--- START Input rows ---

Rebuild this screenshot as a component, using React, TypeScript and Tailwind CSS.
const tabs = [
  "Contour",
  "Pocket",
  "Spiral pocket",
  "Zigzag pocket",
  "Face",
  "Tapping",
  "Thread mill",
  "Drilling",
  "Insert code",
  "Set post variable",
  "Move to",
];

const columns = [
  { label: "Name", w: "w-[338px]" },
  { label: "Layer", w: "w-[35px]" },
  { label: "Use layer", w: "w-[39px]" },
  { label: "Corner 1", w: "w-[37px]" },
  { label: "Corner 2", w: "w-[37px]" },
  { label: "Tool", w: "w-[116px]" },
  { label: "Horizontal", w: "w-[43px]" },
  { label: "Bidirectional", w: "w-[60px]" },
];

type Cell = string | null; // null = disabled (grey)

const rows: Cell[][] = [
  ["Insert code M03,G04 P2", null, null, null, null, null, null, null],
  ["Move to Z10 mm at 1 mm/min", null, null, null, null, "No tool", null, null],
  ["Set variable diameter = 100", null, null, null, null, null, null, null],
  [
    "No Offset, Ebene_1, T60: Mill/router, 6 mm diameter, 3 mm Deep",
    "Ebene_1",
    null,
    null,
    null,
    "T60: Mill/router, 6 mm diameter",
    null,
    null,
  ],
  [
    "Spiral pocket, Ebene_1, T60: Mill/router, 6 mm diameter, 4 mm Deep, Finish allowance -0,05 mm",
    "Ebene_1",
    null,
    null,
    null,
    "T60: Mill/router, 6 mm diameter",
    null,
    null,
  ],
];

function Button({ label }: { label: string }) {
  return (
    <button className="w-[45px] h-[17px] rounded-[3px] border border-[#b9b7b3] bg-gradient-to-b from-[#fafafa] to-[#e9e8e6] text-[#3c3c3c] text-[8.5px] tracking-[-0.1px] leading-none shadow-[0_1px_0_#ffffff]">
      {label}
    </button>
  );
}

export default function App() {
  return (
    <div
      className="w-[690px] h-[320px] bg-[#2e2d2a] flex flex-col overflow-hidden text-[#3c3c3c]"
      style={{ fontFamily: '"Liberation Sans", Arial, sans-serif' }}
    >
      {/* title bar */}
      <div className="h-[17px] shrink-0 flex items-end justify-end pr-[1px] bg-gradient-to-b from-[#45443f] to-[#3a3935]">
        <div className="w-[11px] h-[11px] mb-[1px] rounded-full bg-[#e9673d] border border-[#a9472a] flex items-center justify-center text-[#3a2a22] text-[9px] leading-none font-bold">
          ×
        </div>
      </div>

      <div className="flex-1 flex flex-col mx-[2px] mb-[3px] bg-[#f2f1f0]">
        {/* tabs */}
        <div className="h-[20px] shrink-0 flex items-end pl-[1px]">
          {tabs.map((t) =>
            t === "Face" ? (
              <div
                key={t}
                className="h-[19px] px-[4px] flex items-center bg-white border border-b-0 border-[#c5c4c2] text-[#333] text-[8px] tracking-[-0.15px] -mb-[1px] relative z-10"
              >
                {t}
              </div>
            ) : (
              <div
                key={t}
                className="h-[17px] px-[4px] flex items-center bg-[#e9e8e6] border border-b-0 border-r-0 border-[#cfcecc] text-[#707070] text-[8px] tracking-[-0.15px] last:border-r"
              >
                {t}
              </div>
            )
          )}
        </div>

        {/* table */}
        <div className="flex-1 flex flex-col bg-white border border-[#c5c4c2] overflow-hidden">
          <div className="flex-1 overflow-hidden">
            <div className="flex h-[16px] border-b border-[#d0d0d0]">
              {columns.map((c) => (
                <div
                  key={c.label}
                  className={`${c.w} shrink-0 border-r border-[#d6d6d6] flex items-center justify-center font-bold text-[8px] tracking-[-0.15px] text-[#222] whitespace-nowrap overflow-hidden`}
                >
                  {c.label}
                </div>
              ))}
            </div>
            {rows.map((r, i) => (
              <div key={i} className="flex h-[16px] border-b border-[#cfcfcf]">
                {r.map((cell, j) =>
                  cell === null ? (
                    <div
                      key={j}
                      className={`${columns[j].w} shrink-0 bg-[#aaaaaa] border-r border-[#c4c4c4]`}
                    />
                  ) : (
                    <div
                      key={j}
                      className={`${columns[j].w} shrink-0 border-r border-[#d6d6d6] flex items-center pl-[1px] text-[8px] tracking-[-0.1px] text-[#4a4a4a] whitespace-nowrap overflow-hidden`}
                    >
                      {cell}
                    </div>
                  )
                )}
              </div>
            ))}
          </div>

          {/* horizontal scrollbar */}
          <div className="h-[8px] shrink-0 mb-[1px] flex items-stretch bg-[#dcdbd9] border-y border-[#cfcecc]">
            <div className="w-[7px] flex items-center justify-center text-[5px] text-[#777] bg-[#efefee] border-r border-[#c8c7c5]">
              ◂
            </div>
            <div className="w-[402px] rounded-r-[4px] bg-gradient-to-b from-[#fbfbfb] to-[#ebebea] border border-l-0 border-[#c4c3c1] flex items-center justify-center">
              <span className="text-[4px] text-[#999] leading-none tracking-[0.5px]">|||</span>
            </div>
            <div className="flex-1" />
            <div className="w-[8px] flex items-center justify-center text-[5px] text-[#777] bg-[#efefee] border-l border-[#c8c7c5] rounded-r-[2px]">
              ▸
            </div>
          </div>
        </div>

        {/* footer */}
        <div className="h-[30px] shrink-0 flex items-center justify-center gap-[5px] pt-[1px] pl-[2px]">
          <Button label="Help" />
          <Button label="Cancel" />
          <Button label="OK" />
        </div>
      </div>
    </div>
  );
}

--- END Input rows ---
--- START Input rows ---

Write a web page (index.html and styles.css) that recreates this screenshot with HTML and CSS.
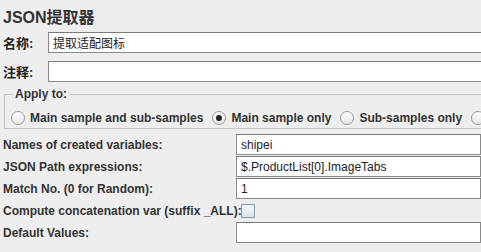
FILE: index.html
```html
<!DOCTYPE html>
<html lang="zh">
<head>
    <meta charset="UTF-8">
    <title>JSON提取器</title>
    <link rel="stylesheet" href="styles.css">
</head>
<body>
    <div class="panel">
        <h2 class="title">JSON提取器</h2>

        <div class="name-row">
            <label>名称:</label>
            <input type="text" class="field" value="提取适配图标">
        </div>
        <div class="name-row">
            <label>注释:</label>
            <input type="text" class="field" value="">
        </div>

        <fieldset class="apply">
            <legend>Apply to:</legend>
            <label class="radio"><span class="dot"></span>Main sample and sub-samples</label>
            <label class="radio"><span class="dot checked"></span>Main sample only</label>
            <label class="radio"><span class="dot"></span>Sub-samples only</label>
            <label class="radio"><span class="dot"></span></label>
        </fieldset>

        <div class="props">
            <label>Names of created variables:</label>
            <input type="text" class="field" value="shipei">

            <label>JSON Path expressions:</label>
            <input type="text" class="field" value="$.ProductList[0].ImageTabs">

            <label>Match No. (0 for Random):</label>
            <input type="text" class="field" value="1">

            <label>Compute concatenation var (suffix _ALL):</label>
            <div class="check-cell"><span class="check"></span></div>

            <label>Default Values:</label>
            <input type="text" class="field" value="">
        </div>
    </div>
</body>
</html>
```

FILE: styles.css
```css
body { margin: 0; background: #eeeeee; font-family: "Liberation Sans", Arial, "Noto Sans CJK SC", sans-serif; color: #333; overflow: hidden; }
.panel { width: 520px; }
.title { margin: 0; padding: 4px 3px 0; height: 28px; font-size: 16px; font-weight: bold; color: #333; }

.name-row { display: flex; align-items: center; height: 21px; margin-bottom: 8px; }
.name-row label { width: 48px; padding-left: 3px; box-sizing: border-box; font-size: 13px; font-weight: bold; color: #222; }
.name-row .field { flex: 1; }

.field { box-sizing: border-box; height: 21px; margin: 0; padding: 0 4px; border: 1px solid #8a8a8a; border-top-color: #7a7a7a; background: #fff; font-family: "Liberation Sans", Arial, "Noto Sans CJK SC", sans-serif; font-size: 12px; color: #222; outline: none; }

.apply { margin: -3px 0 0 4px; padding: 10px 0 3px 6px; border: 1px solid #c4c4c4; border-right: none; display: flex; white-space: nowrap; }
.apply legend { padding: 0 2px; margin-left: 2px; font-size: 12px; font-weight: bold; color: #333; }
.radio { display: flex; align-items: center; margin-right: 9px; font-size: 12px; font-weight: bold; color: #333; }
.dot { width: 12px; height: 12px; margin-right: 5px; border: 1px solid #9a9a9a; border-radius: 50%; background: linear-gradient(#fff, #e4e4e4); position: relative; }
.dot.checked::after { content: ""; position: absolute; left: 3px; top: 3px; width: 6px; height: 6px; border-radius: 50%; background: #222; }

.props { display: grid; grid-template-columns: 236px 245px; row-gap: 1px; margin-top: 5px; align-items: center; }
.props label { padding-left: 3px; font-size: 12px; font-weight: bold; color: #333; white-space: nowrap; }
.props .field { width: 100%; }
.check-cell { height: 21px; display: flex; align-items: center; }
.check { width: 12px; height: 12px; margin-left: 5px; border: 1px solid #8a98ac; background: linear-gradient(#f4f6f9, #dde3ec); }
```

--- END Input rows ---

Task objective: Every line that holds the word "index" counts once; state the total number of such lines and nothing else.

Final answer: 2